YOUR TASK:
Which lines below hold the word "React"? Report each one.

INFORMATION SHOWN:
** BEGIN **

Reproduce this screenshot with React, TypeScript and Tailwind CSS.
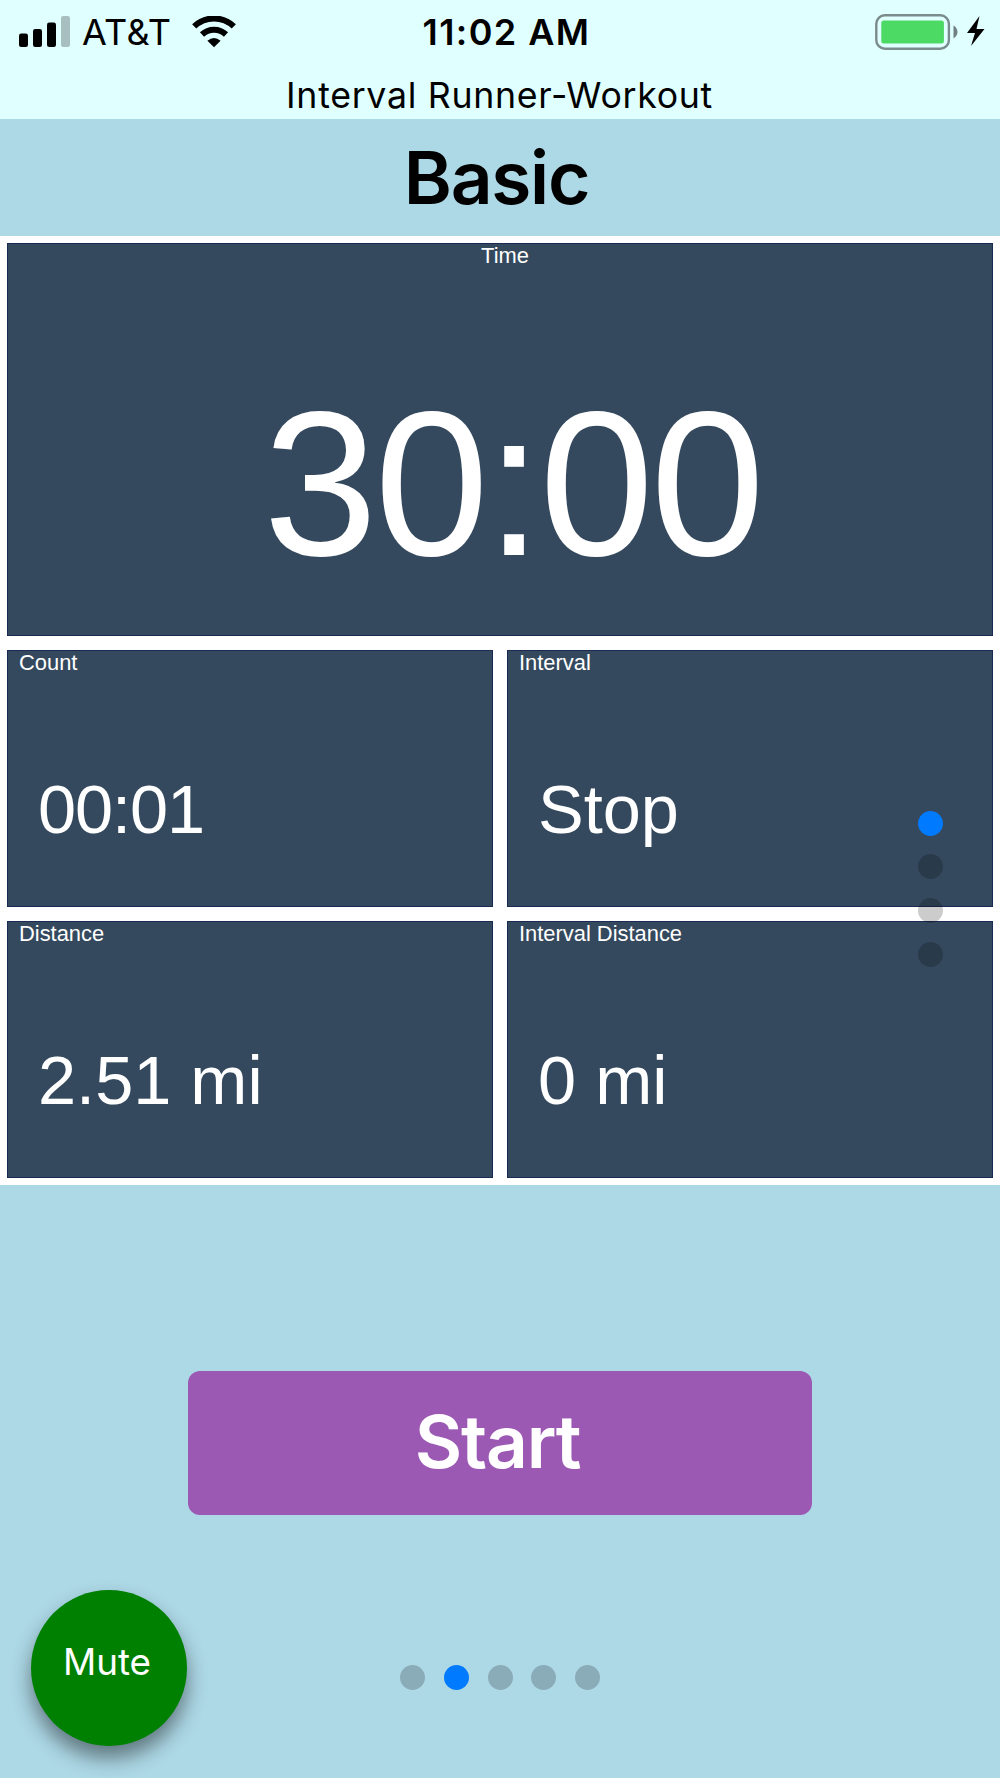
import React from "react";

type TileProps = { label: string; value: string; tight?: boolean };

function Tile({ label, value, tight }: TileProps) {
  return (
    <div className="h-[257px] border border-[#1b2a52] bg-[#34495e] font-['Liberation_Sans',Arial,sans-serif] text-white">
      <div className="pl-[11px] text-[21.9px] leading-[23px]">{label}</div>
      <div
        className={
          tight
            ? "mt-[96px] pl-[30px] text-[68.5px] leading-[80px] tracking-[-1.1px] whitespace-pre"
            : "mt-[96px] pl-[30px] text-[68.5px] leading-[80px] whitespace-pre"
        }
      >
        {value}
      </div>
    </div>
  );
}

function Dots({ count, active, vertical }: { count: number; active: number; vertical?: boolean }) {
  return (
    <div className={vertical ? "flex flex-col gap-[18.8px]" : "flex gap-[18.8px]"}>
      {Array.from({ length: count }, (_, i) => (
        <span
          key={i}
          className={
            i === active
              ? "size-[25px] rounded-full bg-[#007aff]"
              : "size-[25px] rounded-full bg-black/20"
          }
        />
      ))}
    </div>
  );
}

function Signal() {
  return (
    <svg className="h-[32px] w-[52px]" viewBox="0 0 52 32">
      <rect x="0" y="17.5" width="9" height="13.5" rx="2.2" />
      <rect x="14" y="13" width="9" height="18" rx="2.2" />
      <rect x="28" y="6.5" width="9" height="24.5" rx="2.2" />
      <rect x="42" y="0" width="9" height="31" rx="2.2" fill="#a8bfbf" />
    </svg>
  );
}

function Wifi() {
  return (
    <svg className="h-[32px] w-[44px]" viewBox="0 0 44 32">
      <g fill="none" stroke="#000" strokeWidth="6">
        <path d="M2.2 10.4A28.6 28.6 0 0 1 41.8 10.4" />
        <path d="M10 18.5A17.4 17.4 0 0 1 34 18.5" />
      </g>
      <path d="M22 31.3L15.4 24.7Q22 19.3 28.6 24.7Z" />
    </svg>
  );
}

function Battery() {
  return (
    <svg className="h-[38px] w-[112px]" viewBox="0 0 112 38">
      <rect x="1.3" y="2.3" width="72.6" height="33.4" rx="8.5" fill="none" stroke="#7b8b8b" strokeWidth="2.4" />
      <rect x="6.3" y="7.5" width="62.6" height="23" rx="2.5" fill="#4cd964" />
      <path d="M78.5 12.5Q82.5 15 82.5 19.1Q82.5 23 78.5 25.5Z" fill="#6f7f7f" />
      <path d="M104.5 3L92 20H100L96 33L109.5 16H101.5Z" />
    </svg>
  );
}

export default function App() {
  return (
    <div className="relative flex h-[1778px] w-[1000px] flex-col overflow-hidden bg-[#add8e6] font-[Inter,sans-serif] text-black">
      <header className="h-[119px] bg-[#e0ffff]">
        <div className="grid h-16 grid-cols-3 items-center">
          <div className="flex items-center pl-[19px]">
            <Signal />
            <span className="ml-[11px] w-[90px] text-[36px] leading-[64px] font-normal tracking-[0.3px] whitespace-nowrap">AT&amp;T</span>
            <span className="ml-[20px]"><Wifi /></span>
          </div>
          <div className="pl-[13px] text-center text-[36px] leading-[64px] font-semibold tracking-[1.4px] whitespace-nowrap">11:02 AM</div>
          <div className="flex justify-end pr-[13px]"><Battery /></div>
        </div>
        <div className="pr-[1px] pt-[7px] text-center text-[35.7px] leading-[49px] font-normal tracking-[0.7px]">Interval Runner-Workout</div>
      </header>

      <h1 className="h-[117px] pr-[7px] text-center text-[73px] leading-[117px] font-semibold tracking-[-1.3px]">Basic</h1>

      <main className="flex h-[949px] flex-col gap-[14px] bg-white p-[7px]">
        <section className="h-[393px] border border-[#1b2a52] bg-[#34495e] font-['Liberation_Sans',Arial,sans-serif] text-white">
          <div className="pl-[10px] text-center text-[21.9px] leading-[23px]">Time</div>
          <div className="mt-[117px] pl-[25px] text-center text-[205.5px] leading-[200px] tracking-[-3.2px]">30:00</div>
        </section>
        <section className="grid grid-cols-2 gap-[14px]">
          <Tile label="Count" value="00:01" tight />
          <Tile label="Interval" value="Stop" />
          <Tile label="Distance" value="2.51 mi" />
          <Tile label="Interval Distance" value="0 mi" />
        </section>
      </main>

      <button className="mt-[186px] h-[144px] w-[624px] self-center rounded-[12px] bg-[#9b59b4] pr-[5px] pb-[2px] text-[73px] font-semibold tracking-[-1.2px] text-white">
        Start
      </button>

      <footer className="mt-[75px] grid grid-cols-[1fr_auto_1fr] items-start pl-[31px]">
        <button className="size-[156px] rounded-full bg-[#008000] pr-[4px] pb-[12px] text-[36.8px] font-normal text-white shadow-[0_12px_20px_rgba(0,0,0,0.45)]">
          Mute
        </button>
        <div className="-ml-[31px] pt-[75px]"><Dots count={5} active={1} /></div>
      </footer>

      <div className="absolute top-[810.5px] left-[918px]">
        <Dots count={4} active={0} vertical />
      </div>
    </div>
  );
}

** END **

RESULT FOR THIS TASK:
Reproduce this screenshot with React, TypeScript and Tailwind CSS.
import React from "react";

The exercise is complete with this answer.